═══ SOURCE EXCERPT

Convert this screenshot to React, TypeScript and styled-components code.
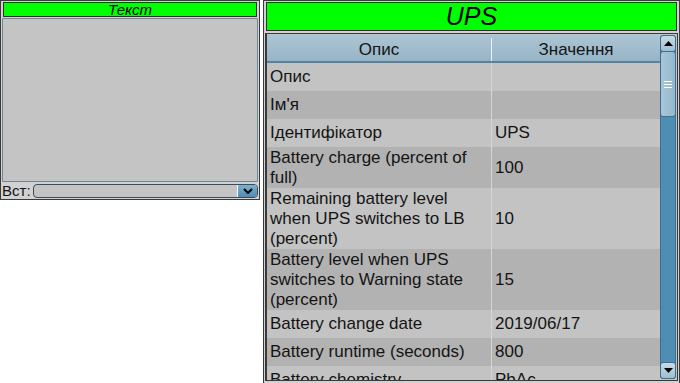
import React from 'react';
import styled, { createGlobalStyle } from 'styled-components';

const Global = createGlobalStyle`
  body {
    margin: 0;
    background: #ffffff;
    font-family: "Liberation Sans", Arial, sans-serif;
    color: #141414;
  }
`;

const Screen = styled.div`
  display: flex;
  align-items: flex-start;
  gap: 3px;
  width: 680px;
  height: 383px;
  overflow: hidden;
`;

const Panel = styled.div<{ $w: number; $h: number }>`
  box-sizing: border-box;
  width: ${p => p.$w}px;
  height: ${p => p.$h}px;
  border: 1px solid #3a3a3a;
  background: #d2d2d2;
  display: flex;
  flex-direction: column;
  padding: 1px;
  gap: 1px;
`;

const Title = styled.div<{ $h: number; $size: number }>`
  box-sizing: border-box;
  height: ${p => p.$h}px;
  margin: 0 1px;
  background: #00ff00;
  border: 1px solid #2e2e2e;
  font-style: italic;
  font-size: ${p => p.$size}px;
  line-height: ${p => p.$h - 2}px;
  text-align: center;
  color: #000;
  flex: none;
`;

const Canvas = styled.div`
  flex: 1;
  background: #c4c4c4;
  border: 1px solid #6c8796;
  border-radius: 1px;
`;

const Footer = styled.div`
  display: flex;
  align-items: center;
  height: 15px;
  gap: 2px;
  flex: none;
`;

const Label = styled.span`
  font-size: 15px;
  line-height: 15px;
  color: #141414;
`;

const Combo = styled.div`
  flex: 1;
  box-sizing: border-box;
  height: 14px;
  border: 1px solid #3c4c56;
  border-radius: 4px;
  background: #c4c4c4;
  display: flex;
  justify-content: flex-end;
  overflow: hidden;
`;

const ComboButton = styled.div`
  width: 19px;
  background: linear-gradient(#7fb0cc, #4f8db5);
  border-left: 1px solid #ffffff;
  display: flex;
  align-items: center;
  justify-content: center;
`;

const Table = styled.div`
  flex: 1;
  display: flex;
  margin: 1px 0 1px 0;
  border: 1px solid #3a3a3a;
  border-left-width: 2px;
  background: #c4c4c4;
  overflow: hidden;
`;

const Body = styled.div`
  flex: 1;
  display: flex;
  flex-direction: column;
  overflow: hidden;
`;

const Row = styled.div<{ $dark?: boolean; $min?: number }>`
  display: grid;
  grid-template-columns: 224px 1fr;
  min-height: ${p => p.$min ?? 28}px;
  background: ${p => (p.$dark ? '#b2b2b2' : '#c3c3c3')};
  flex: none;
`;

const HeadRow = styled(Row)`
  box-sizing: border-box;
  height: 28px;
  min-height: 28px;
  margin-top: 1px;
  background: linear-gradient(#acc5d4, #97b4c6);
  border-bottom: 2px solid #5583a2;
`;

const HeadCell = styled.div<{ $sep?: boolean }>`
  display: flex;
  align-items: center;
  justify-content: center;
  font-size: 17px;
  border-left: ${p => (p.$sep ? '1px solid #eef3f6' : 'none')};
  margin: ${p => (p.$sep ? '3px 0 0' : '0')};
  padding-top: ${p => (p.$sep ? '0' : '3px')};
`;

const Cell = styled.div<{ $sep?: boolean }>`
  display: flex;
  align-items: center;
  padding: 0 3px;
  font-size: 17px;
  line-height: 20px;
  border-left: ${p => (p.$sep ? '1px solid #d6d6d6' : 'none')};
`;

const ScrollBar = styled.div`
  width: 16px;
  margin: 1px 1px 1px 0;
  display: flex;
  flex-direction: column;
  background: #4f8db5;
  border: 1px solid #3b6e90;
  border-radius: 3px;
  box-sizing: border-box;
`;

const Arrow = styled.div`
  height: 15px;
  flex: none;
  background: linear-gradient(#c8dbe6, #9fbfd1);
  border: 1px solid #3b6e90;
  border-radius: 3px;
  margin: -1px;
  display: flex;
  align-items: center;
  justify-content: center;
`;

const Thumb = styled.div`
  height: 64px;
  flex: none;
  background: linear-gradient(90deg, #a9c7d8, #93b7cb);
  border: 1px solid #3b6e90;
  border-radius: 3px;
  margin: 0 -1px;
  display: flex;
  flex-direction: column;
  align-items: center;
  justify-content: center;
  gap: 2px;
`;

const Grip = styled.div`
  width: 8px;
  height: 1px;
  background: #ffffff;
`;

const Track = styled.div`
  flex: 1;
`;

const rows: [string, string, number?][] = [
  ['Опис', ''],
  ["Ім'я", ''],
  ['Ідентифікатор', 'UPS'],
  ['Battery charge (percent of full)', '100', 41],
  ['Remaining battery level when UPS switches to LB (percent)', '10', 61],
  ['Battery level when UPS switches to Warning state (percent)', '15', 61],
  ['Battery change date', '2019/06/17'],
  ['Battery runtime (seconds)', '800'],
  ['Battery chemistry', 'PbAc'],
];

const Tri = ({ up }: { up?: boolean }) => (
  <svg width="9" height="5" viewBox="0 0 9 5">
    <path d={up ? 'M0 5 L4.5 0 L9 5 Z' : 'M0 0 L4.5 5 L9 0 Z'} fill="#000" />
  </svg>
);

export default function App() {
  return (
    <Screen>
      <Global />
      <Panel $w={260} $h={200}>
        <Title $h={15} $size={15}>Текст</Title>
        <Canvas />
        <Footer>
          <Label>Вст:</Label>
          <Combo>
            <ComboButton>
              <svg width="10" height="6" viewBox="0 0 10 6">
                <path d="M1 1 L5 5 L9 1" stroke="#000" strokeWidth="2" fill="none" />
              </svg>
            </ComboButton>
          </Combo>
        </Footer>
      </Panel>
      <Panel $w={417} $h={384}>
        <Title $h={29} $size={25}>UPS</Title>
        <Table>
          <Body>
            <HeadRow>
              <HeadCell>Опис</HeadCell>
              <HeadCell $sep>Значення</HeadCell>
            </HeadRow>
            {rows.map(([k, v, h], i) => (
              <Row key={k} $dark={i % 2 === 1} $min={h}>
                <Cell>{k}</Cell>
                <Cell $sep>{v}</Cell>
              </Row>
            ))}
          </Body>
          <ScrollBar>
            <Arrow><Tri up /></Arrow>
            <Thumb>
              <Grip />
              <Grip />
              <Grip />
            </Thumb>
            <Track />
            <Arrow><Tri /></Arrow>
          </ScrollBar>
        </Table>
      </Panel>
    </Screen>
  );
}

══════

GIVEN EXERCISE: Each line of the data is to be duplicated exactly; pictures stay out of the copy.

ANSWER FOR THIS EXERCISE:
Convert this screenshot to React, TypeScript and styled-components code.
import React from 'react';
import styled, { createGlobalStyle } from 'styled-components';

const Global = createGlobalStyle`
  body {
    margin: 0;
    background: #ffffff;
    font-family: "Liberation Sans", Arial, sans-serif;
    color: #141414;
  }
`;

const Screen = styled.div`
  display: flex;
  align-items: flex-start;
  gap: 3px;
  width: 680px;
  height: 383px;
  overflow: hidden;
`;

const Panel = styled.div<{ $w: number; $h: number }>`
  box-sizing: border-box;
  width: ${p => p.$w}px;
  height: ${p => p.$h}px;
  border: 1px solid #3a3a3a;
  background: #d2d2d2;
  display: flex;
  flex-direction: column;
  padding: 1px;
  gap: 1px;
`;

const Title = styled.div<{ $h: number; $size: number }>`
  box-sizing: border-box;
  height: ${p => p.$h}px;
  margin: 0 1px;
  background: #00ff00;
  border: 1px solid #2e2e2e;
  font-style: italic;
  font-size: ${p => p.$size}px;
  line-height: ${p => p.$h - 2}px;
  text-align: center;
  color: #000;
  flex: none;
`;

const Canvas = styled.div`
  flex: 1;
  background: #c4c4c4;
  border: 1px solid #6c8796;
  border-radius: 1px;
`;

const Footer = styled.div`
  display: flex;
  align-items: center;
  height: 15px;
  gap: 2px;
  flex: none;
`;

const Label = styled.span`
  font-size: 15px;
  line-height: 15px;
  color: #141414;
`;

const Combo = styled.div`
  flex: 1;
  box-sizing: border-box;
  height: 14px;
  border: 1px solid #3c4c56;
  border-radius: 4px;
  background: #c4c4c4;
  display: flex;
  justify-content: flex-end;
  overflow: hidden;
`;

const ComboButton = styled.div`
  width: 19px;
  background: linear-gradient(#7fb0cc, #4f8db5);
  border-left: 1px solid #ffffff;
  display: flex;
  align-items: center;
  justify-content: center;
`;

const Table = styled.div`
  flex: 1;
  display: flex;
  margin: 1px 0 1px 0;
  border: 1px solid #3a3a3a;
  border-left-width: 2px;
  background: #c4c4c4;
  overflow: hidden;
`;

const Body = styled.div`
  flex: 1;
  display: flex;
  flex-direction: column;
  overflow: hidden;
`;

const Row = styled.div<{ $dark?: boolean; $min?: number }>`
  display: grid;
  grid-template-columns: 224px 1fr;
  min-height: ${p => p.$min ?? 28}px;
  background: ${p => (p.$dark ? '#b2b2b2' : '#c3c3c3')};
  flex: none;
`;

const HeadRow = styled(Row)`
  box-sizing: border-box;
  height: 28px;
  min-height: 28px;
  margin-top: 1px;
  background: linear-gradient(#acc5d4, #97b4c6);
  border-bottom: 2px solid #5583a2;
`;

const HeadCell = styled.div<{ $sep?: boolean }>`
  display: flex;
  align-items: center;
  justify-content: center;
  font-size: 17px;
  border-left: ${p => (p.$sep ? '1px solid #eef3f6' : 'none')};
  margin: ${p => (p.$sep ? '3px 0 0' : '0')};
  padding-top: ${p => (p.$sep ? '0' : '3px')};
`;

const Cell = styled.div<{ $sep?: boolean }>`
  display: flex;
  align-items: center;
  padding: 0 3px;
  font-size: 17px;
  line-height: 20px;
  border-left: ${p => (p.$sep ? '1px solid #d6d6d6' : 'none')};
`;

const ScrollBar = styled.div`
  width: 16px;
  margin: 1px 1px 1px 0;
  display: flex;
  flex-direction: column;
  background: #4f8db5;
  border: 1px solid #3b6e90;
  border-radius: 3px;
  box-sizing: border-box;
`;

const Arrow = styled.div`
  height: 15px;
  flex: none;
  background: linear-gradient(#c8dbe6, #9fbfd1);
  border: 1px solid #3b6e90;
  border-radius: 3px;
  margin: -1px;
  display: flex;
  align-items: center;
  justify-content: center;
`;

const Thumb = styled.div`
  height: 64px;
  flex: none;
  background: linear-gradient(90deg, #a9c7d8, #93b7cb);
  border: 1px solid #3b6e90;
  border-radius: 3px;
  margin: 0 -1px;
  display: flex;
  flex-direction: column;
  align-items: center;
  justify-content: center;
  gap: 2px;
`;

const Grip = styled.div`
  width: 8px;
  height: 1px;
  background: #ffffff;
`;

const Track = styled.div`
  flex: 1;
`;

const rows: [string, string, number?][] = [
  ['Опис', ''],
  ["Ім'я", ''],
  ['Ідентифікатор', 'UPS'],
  ['Battery charge (percent of full)', '100', 41],
  ['Remaining battery level when UPS switches to LB (percent)', '10', 61],
  ['Battery level when UPS switches to Warning state (percent)', '15', 61],
  ['Battery change date', '2019/06/17'],
  ['Battery runtime (seconds)', '800'],
  ['Battery chemistry', 'PbAc'],
];

const Tri = ({ up }: { up?: boolean }) => (
  <svg width="9" height="5" viewBox="0 0 9 5">
    <path d={up ? 'M0 5 L4.5 0 L9 5 Z' : 'M0 0 L4.5 5 L9 0 Z'} fill="#000" />
  </svg>
);

export default function App() {
  return (
    <Screen>
      <Global />
      <Panel $w={260} $h={200}>
        <Title $h={15} $size={15}>Текст</Title>
        <Canvas />
        <Footer>
          <Label>Вст:</Label>
          <Combo>
            <ComboButton>
              <svg width="10" height="6" viewBox="0 0 10 6">
                <path d="M1 1 L5 5 L9 1" stroke="#000" strokeWidth="2" fill="none" />
              </svg>
            </ComboButton>
          </Combo>
        </Footer>
      </Panel>
      <Panel $w={417} $h={384}>
        <Title $h={29} $size={25}>UPS</Title>
        <Table>
          <Body>
            <HeadRow>
              <HeadCell>Опис</HeadCell>
              <HeadCell $sep>Значення</HeadCell>
            </HeadRow>
            {rows.map(([k, v, h], i) => (
              <Row key={k} $dark={i % 2 === 1} $min={h}>
                <Cell>{k}</Cell>
                <Cell $sep>{v}</Cell>
              </Row>
            ))}
          </Body>
          <ScrollBar>
            <Arrow><Tri up /></Arrow>
            <Thumb>
              <Grip />
              <Grip />
              <Grip />
            </Thumb>
            <Track />
            <Arrow><Tri /></Arrow>
          </ScrollBar>
        </Table>
      </Panel>
    </Screen>
  );
}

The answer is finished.